== ITEMS
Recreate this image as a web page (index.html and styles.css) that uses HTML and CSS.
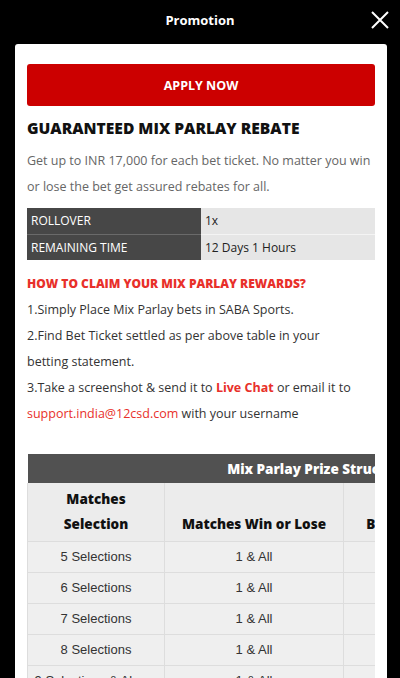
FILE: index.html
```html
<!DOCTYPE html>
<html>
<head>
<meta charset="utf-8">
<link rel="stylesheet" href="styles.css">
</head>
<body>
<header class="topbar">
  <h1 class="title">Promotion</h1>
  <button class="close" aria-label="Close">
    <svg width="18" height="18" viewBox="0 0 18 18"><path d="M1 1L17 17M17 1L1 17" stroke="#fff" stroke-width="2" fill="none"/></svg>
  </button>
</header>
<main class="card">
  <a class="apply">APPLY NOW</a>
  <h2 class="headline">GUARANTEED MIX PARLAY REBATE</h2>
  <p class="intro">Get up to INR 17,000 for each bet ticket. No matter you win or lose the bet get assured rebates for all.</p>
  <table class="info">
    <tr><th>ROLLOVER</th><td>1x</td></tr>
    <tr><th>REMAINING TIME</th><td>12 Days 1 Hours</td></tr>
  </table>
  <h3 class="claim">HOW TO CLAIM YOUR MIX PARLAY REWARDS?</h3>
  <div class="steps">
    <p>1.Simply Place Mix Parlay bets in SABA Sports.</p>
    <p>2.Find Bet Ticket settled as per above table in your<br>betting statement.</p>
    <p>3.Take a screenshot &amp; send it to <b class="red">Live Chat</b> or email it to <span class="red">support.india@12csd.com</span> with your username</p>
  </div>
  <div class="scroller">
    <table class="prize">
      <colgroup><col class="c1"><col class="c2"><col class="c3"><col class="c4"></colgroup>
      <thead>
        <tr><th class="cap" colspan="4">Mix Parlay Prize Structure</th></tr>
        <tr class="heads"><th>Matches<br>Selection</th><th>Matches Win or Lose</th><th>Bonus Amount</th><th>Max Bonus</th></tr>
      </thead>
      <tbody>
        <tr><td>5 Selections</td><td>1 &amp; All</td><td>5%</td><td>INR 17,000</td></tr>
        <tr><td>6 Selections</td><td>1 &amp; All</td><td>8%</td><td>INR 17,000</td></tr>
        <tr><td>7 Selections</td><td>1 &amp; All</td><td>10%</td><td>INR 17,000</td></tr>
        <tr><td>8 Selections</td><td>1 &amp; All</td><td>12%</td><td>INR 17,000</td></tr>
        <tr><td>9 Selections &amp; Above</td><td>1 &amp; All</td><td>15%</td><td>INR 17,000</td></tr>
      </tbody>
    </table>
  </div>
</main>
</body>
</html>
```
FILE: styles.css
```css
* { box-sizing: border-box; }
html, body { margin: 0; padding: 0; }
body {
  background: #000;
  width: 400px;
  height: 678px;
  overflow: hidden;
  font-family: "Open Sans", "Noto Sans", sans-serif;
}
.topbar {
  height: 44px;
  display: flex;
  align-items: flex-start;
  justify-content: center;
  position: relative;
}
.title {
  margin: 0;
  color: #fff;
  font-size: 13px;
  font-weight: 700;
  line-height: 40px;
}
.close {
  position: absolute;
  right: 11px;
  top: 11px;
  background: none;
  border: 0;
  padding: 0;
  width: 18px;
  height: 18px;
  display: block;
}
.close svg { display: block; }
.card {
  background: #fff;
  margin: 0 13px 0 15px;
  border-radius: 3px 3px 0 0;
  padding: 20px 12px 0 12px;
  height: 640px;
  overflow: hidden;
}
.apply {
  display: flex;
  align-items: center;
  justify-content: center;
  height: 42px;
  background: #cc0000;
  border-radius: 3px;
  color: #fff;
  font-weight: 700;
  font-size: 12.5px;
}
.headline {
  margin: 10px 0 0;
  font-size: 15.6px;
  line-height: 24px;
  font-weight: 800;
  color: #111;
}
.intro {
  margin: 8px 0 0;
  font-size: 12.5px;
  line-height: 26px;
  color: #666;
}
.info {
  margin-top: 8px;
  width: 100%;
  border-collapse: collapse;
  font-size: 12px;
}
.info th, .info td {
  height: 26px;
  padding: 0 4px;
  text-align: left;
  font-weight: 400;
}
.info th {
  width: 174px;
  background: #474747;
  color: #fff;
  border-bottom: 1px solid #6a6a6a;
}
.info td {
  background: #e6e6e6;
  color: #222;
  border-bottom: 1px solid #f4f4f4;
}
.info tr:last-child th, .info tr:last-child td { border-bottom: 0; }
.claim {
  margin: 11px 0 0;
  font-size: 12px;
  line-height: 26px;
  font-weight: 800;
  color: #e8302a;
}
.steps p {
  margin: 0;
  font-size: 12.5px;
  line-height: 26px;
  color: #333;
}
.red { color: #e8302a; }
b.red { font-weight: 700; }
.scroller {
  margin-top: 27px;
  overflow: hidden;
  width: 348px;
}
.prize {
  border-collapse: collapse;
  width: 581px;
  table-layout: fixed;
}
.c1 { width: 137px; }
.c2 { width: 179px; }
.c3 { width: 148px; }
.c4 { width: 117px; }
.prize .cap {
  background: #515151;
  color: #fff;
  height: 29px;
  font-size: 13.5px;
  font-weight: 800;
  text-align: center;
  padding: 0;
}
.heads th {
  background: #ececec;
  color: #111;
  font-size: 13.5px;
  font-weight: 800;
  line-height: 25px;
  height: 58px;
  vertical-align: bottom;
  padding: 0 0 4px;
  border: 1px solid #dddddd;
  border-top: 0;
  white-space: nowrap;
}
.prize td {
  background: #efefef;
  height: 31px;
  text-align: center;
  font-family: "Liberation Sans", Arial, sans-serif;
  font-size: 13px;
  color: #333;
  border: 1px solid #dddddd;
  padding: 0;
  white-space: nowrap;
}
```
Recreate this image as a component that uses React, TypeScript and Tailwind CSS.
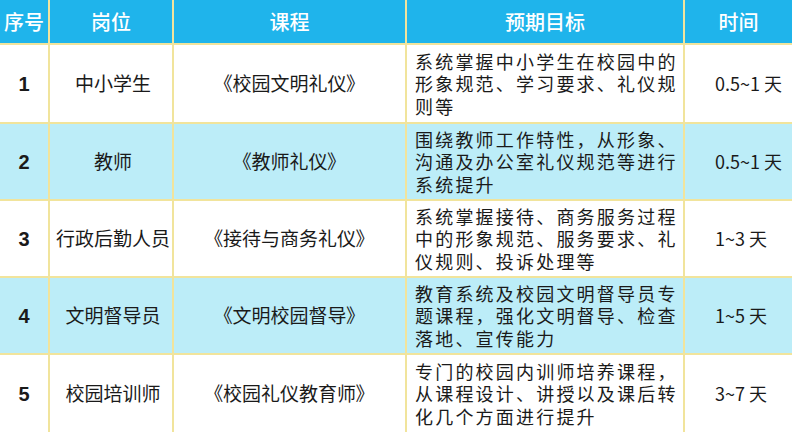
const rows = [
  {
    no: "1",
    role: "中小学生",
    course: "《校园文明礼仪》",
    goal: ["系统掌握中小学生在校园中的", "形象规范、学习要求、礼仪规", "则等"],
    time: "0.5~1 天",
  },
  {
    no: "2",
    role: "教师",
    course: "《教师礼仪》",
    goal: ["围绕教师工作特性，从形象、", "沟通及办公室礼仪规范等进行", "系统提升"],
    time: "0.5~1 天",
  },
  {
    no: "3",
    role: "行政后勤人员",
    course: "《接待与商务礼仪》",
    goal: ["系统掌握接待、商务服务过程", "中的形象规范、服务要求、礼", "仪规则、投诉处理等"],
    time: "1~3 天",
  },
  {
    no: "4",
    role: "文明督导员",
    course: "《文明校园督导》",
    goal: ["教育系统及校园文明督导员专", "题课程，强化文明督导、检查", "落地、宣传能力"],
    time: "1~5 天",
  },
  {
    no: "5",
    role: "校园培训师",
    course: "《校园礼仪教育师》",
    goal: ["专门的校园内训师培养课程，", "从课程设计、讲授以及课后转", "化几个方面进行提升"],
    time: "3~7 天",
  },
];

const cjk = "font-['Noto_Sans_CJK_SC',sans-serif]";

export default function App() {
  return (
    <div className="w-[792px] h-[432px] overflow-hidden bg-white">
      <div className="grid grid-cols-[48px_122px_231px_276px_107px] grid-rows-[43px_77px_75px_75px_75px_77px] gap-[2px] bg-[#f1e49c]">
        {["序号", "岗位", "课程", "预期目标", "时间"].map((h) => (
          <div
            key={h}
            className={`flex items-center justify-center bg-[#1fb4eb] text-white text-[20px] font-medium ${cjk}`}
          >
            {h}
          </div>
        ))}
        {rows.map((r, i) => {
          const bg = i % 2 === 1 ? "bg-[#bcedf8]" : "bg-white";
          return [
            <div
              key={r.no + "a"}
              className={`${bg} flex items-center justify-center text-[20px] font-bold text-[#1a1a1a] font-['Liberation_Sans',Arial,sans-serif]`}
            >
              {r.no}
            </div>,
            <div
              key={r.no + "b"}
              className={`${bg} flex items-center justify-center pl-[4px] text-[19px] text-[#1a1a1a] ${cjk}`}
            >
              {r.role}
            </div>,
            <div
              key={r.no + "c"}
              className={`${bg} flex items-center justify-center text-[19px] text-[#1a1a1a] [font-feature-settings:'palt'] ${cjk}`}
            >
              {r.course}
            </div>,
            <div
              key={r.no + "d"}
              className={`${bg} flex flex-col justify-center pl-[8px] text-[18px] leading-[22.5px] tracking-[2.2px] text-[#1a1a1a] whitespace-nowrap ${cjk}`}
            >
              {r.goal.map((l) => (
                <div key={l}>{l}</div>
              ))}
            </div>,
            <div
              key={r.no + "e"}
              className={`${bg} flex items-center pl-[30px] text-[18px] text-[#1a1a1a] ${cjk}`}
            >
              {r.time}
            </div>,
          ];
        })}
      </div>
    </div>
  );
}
====
◆ WORK REQUIRED ◆
Go through the data above and find the lines with the word "that". Copy each of those lines.

◆ IN RESPONSE ◆
Recreate this image as a web page (index.html and styles.css) that uses HTML and CSS.
Recreate this image as a component that uses React, TypeScript and Tailwind CSS.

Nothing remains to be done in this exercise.